Aim: Reproduce the listing below word for word, with no pictures.

== Dataset extract ==

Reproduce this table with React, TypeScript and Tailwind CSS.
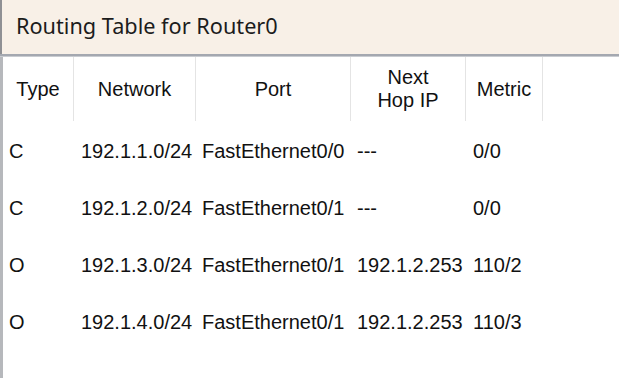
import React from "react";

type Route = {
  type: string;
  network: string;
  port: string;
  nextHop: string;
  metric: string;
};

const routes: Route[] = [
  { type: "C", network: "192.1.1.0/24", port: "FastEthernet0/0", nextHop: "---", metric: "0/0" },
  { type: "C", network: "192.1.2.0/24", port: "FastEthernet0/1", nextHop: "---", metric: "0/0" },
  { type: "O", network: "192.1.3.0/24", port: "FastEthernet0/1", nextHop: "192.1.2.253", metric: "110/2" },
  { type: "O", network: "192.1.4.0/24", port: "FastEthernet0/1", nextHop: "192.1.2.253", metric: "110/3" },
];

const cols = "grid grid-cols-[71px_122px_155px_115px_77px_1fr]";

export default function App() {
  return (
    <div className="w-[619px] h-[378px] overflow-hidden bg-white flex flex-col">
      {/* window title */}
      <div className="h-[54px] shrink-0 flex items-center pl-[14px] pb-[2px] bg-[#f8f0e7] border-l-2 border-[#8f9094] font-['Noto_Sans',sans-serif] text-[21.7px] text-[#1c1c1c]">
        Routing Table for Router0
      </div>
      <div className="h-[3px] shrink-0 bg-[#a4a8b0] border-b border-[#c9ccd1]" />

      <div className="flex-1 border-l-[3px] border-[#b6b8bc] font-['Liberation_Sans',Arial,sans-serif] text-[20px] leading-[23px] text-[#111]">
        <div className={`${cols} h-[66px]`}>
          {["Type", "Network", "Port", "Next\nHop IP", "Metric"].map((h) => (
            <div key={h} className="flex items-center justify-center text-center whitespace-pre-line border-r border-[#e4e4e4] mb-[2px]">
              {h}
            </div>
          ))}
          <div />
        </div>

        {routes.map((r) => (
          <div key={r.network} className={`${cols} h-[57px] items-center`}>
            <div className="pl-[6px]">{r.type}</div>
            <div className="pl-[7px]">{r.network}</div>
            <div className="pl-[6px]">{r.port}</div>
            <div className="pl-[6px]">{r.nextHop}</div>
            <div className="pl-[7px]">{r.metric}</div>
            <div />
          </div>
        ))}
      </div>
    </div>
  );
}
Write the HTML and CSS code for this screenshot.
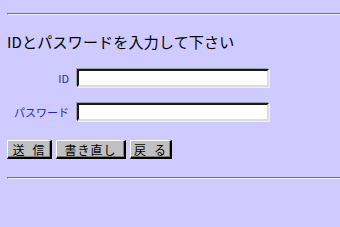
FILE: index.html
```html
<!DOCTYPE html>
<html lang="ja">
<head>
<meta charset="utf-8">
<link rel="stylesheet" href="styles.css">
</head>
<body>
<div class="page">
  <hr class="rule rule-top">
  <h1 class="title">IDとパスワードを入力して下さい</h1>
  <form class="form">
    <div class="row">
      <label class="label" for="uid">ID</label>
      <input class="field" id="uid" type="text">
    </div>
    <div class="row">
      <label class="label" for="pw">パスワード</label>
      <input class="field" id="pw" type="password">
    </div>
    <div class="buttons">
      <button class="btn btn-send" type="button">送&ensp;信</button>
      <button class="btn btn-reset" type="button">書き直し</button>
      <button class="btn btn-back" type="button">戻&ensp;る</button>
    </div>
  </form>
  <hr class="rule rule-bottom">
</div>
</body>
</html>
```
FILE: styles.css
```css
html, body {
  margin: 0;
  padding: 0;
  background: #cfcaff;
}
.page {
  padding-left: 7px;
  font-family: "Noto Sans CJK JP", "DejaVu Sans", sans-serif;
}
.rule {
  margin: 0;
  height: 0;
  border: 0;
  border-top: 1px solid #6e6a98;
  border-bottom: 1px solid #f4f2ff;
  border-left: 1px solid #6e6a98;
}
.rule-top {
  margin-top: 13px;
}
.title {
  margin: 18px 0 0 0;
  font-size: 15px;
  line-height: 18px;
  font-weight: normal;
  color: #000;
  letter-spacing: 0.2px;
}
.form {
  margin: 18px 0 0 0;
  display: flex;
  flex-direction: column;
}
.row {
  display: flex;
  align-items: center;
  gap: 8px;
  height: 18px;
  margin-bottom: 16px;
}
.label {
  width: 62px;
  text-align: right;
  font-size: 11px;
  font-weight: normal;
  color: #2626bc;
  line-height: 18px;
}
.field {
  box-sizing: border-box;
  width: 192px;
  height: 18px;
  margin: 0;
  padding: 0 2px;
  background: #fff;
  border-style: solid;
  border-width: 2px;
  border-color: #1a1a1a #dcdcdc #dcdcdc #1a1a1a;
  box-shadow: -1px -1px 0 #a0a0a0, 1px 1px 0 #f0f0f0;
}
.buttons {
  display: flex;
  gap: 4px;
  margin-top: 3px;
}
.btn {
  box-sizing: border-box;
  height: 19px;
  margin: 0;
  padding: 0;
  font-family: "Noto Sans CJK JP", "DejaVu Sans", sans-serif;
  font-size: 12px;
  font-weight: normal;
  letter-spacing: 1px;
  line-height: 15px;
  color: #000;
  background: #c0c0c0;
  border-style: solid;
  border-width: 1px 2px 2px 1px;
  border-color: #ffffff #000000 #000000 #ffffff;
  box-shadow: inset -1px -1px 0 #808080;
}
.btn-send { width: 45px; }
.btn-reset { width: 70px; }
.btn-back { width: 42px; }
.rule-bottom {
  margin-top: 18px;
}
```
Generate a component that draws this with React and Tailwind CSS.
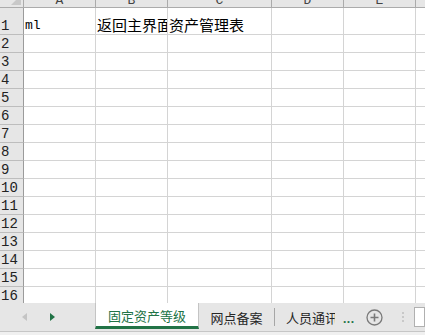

===

The reply:
Reproduce this table with React, TypeScript and Tailwind CSS.
import React from "react";

type Route = {
  type: string;
  network: string;
  port: string;
  nextHop: string;
  metric: string;
};

const routes: Route[] = [
  { type: "C", network: "192.1.1.0/24", port: "FastEthernet0/0", nextHop: "---", metric: "0/0" },
  { type: "C", network: "192.1.2.0/24", port: "FastEthernet0/1", nextHop: "---", metric: "0/0" },
  { type: "O", network: "192.1.3.0/24", port: "FastEthernet0/1", nextHop: "192.1.2.253", metric: "110/2" },
  { type: "O", network: "192.1.4.0/24", port: "FastEthernet0/1", nextHop: "192.1.2.253", metric: "110/3" },
];

const cols = "grid grid-cols-[71px_122px_155px_115px_77px_1fr]";

export default function App() {
  return (
    <div className="w-[619px] h-[378px] overflow-hidden bg-white flex flex-col">
      {/* window title */}
      <div className="h-[54px] shrink-0 flex items-center pl-[14px] pb-[2px] bg-[#f8f0e7] border-l-2 border-[#8f9094] font-['Noto_Sans',sans-serif] text-[21.7px] text-[#1c1c1c]">
        Routing Table for Router0
      </div>
      <div className="h-[3px] shrink-0 bg-[#a4a8b0] border-b border-[#c9ccd1]" />

      <div className="flex-1 border-l-[3px] border-[#b6b8bc] font-['Liberation_Sans',Arial,sans-serif] text-[20px] leading-[23px] text-[#111]">
        <div className={`${cols} h-[66px]`}>
          {["Type", "Network", "Port", "Next\nHop IP", "Metric"].map((h) => (
            <div key={h} className="flex items-center justify-center text-center whitespace-pre-line border-r border-[#e4e4e4] mb-[2px]">
              {h}
            </div>
          ))}
          <div />
        </div>

        {routes.map((r) => (
          <div key={r.network} className={`${cols} h-[57px] items-center`}>
            <div className="pl-[6px]">{r.type}</div>
            <div className="pl-[7px]">{r.network}</div>
            <div className="pl-[6px]">{r.port}</div>
            <div className="pl-[6px]">{r.nextHop}</div>
            <div className="pl-[7px]">{r.metric}</div>
            <div />
          </div>
        ))}
      </div>
    </div>
  );
}
Write the HTML and CSS code for this screenshot.
FILE: index.html
```html
<!DOCTYPE html>
<html lang="ja">
<head>
<meta charset="utf-8">
<link rel="stylesheet" href="styles.css">
</head>
<body>
<div class="page">
  <hr class="rule rule-top">
  <h1 class="title">IDとパスワードを入力して下さい</h1>
  <form class="form">
    <div class="row">
      <label class="label" for="uid">ID</label>
      <input class="field" id="uid" type="text">
    </div>
    <div class="row">
      <label class="label" for="pw">パスワード</label>
      <input class="field" id="pw" type="password">
    </div>
    <div class="buttons">
      <button class="btn btn-send" type="button">送&ensp;信</button>
      <button class="btn btn-reset" type="button">書き直し</button>
      <button class="btn btn-back" type="button">戻&ensp;る</button>
    </div>
  </form>
  <hr class="rule rule-bottom">
</div>
</body>
</html>
```
FILE: styles.css
```css
html, body {
  margin: 0;
  padding: 0;
  background: #cfcaff;
}
.page {
  padding-left: 7px;
  font-family: "Noto Sans CJK JP", "DejaVu Sans", sans-serif;
}
.rule {
  margin: 0;
  height: 0;
  border: 0;
  border-top: 1px solid #6e6a98;
  border-bottom: 1px solid #f4f2ff;
  border-left: 1px solid #6e6a98;
}
.rule-top {
  margin-top: 13px;
}
.title {
  margin: 18px 0 0 0;
  font-size: 15px;
  line-height: 18px;
  font-weight: normal;
  color: #000;
  letter-spacing: 0.2px;
}
.form {
  margin: 18px 0 0 0;
  display: flex;
  flex-direction: column;
}
.row {
  display: flex;
  align-items: center;
  gap: 8px;
  height: 18px;
  margin-bottom: 16px;
}
.label {
  width: 62px;
  text-align: right;
  font-size: 11px;
  font-weight: normal;
  color: #2626bc;
  line-height: 18px;
}
.field {
  box-sizing: border-box;
  width: 192px;
  height: 18px;
  margin: 0;
  padding: 0 2px;
  background: #fff;
  border-style: solid;
  border-width: 2px;
  border-color: #1a1a1a #dcdcdc #dcdcdc #1a1a1a;
  box-shadow: -1px -1px 0 #a0a0a0, 1px 1px 0 #f0f0f0;
}
.buttons {
  display: flex;
  gap: 4px;
  margin-top: 3px;
}
.btn {
  box-sizing: border-box;
  height: 19px;
  margin: 0;
  padding: 0;
  font-family: "Noto Sans CJK JP", "DejaVu Sans", sans-serif;
  font-size: 12px;
  font-weight: normal;
  letter-spacing: 1px;
  line-height: 15px;
  color: #000;
  background: #c0c0c0;
  border-style: solid;
  border-width: 1px 2px 2px 1px;
  border-color: #ffffff #000000 #000000 #ffffff;
  box-shadow: inset -1px -1px 0 #808080;
}
.btn-send { width: 45px; }
.btn-reset { width: 70px; }
.btn-back { width: 42px; }
.rule-bottom {
  margin-top: 18px;
}
```
Generate a component that draws this with React and Tailwind CSS.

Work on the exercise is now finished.